■ Available data:
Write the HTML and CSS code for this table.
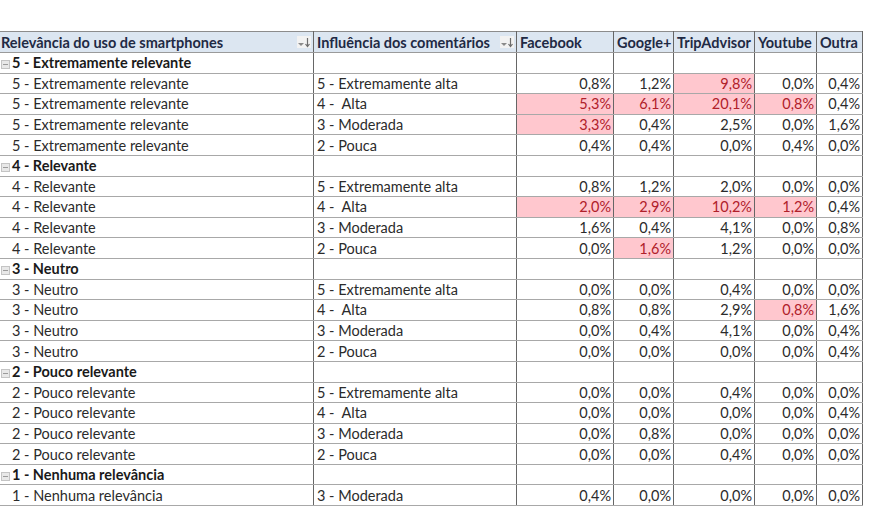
FILE: index.html
```html
<!DOCTYPE html>
<html lang="pt">
<head>
<meta charset="utf-8">
<link rel="stylesheet" href="styles.css">
</head>
<body>
<table class="pivot">
  <colgroup>
    <col class="c1"><col class="c2"><col class="c3"><col class="c4"><col class="c5"><col class="c6"><col class="c7">
  </colgroup>
  <thead>
    <tr class="hdr">
      <th class="lbl"><span class="htext">Relevância do uso de smartphones</span><svg class="sort" viewBox="0 0 14 12" width="14" height="12"><path d="M1 7 L4 10 L7 7 Z" fill="#8a8a8a"/><path d="M10.5 2 V10 M8.5 8 L10.5 10.5 L12.5 8" stroke="#6d6d6d" stroke-width="1.2" fill="none"/></svg></th>
      <th class="lbl"><span class="htext">Influência dos comentários</span><svg class="sort" viewBox="0 0 14 12" width="14" height="12"><path d="M1 7 L4 10 L7 7 Z" fill="#8a8a8a"/><path d="M10.5 2 V10 M8.5 8 L10.5 10.5 L12.5 8" stroke="#6d6d6d" stroke-width="1.2" fill="none"/></svg></th>
      <th>Facebook</th><th>Google+</th><th>TripAdvisor</th><th>Youtube</th><th>Outra</th>
    </tr>
  </thead>
  <tbody>
    <tr class="grp"><td><span class="mbox"></span>5 - Extremamente relevante</td><td></td><td></td><td></td><td></td><td></td><td></td></tr>
    <tr><td class="sub">5 - Extremamente relevante</td><td>5 - Extremamente alta</td><td class="n">0,8%</td><td class="n">1,2%</td><td class="n hi">9,8%</td><td class="n">0,0%</td><td class="n">0,4%</td></tr>
    <tr><td class="sub">5 - Extremamente relevante</td><td>4 -&nbsp; Alta</td><td class="n hi">5,3%</td><td class="n hi">6,1%</td><td class="n hi">20,1%</td><td class="n hi">0,8%</td><td class="n">0,4%</td></tr>
    <tr><td class="sub">5 - Extremamente relevante</td><td>3 - Moderada</td><td class="n hi">3,3%</td><td class="n">0,4%</td><td class="n">2,5%</td><td class="n">0,0%</td><td class="n">1,6%</td></tr>
    <tr><td class="sub">5 - Extremamente relevante</td><td>2 - Pouca</td><td class="n">0,4%</td><td class="n">0,4%</td><td class="n">0,0%</td><td class="n">0,4%</td><td class="n">0,0%</td></tr>
    <tr class="grp"><td><span class="mbox"></span>4 - Relevante</td><td></td><td></td><td></td><td></td><td></td><td></td></tr>
    <tr><td class="sub">4 - Relevante</td><td>5 - Extremamente alta</td><td class="n">0,8%</td><td class="n">1,2%</td><td class="n">2,0%</td><td class="n">0,0%</td><td class="n">0,0%</td></tr>
    <tr><td class="sub">4 - Relevante</td><td>4 -&nbsp; Alta</td><td class="n hi">2,0%</td><td class="n hi">2,9%</td><td class="n hi">10,2%</td><td class="n hi">1,2%</td><td class="n">0,4%</td></tr>
    <tr><td class="sub">4 - Relevante</td><td>3 - Moderada</td><td class="n">1,6%</td><td class="n">0,4%</td><td class="n">4,1%</td><td class="n">0,0%</td><td class="n">0,8%</td></tr>
    <tr><td class="sub">4 - Relevante</td><td>2 - Pouca</td><td class="n">0,0%</td><td class="n hi">1,6%</td><td class="n">1,2%</td><td class="n">0,0%</td><td class="n">0,0%</td></tr>
    <tr class="grp"><td><span class="mbox"></span>3 - Neutro</td><td></td><td></td><td></td><td></td><td></td><td></td></tr>
    <tr><td class="sub">3 - Neutro</td><td>5 - Extremamente alta</td><td class="n">0,0%</td><td class="n">0,0%</td><td class="n">0,4%</td><td class="n">0,0%</td><td class="n">0,0%</td></tr>
    <tr><td class="sub">3 - Neutro</td><td>4 -&nbsp; Alta</td><td class="n">0,8%</td><td class="n">0,8%</td><td class="n">2,9%</td><td class="n hi">0,8%</td><td class="n">1,6%</td></tr>
    <tr><td class="sub">3 - Neutro</td><td>3 - Moderada</td><td class="n">0,0%</td><td class="n">0,4%</td><td class="n">4,1%</td><td class="n">0,0%</td><td class="n">0,4%</td></tr>
    <tr><td class="sub">3 - Neutro</td><td>2 - Pouca</td><td class="n">0,0%</td><td class="n">0,0%</td><td class="n">0,0%</td><td class="n">0,0%</td><td class="n">0,4%</td></tr>
    <tr class="grp"><td><span class="mbox"></span>2 - Pouco relevante</td><td></td><td></td><td></td><td></td><td></td><td></td></tr>
    <tr><td class="sub">2 - Pouco relevante</td><td>5 - Extremamente alta</td><td class="n">0,0%</td><td class="n">0,0%</td><td class="n">0,4%</td><td class="n">0,0%</td><td class="n">0,0%</td></tr>
    <tr><td class="sub">2 - Pouco relevante</td><td>4 -&nbsp; Alta</td><td class="n">0,0%</td><td class="n">0,0%</td><td class="n">0,0%</td><td class="n">0,0%</td><td class="n">0,4%</td></tr>
    <tr><td class="sub">2 - Pouco relevante</td><td>3 - Moderada</td><td class="n">0,0%</td><td class="n">0,8%</td><td class="n">0,0%</td><td class="n">0,0%</td><td class="n">0,0%</td></tr>
    <tr><td class="sub">2 - Pouco relevante</td><td>2 - Pouca</td><td class="n">0,0%</td><td class="n">0,0%</td><td class="n">0,4%</td><td class="n">0,0%</td><td class="n">0,0%</td></tr>
    <tr class="grp"><td><span class="mbox"></span>1 - Nenhuma relevância</td><td></td><td></td><td></td><td></td><td></td><td></td></tr>
    <tr><td class="sub">1 - Nenhuma relevância</td><td>3 - Moderada</td><td class="n">0,4%</td><td class="n">0,0%</td><td class="n">0,0%</td><td class="n">0,0%</td><td class="n">0,0%</td></tr>
  </tbody>
</table>
</body>
</html>
```

FILE: styles.css
```css
html, body {
  margin: 0;
  padding: 0;
  background: #ffffff;
}
body {
  padding-top: 31px;
  font-family: Lato, "Open Sans", sans-serif;
  font-size: 14.5px;
  color: #2b2b2b;
}
.pivot {
  border-collapse: collapse;
  table-layout: fixed;
  width: 863px;
  margin-left: -1px;
}
.c1 { width: 314px; }
.c2 { width: 203px; }
.c3 { width: 97px; }
.c4 { width: 60px; }
.c5 { width: 81px; }
.c6 { width: 62px; }
.c7 { width: 46px; }

.pivot th, .pivot td {
  height: 20px;
  padding: 0 3px;
  border-top: 1px solid #a8a8a8;
  border-bottom: 1px solid #a8a8a8;
  border-left: 1px solid #666666;
  border-right: 1px solid #666666;
  white-space: nowrap;
  overflow: hidden;
  line-height: 19px;
  box-sizing: border-box;
}
.pivot tbody tr { height: 20.6px; }
.hdr th {
  background: #dce6f1;
  color: #1f2a44;
  font-weight: 700;
  text-align: left;
  border-top: 1px solid #8c8c8c;
  border-bottom: 1px solid #9a9a9a;
  height: 21px;
}
.hdr th.lbl {
  position: relative;
}
.hdr th.lbl .htext {
  display: inline-block;
}
.hdr th:first-child { padding-left: 1px; }
.sort {
  position: absolute;
  right: 2px;
  top: 4px;
  background: #f2f2f2;
}
.grp td {
  font-weight: 700;
  color: #1a1a1a;
}
.grp td:first-child {
  padding-left: 1px;
}
.mbox {
  display: inline-block;
  width: 9px;
  height: 9px;
  border: 1px solid #c4c4c4;
  background: #e8e8e8;
  vertical-align: -1px;
  margin-right: 2px;
  position: relative;
  box-sizing: border-box;
}
.mbox::after {
  content: "";
  position: absolute;
  left: 1px;
  right: 1px;
  top: 3px;
  height: 1px;
  background: #9a9a9a;
}
td.sub {
  padding-left: 12px;
}
td.n {
  text-align: right;
  padding-right: 2px;
}
td.hi {
  background: #ffc7ce;
  color: #b0202a;
}
```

■ What to work on: Pull every line containing "table" from the data.

■ Output:
Write the HTML and CSS code for this table.
<table class="pivot">
</table>
  table-layout: fixed;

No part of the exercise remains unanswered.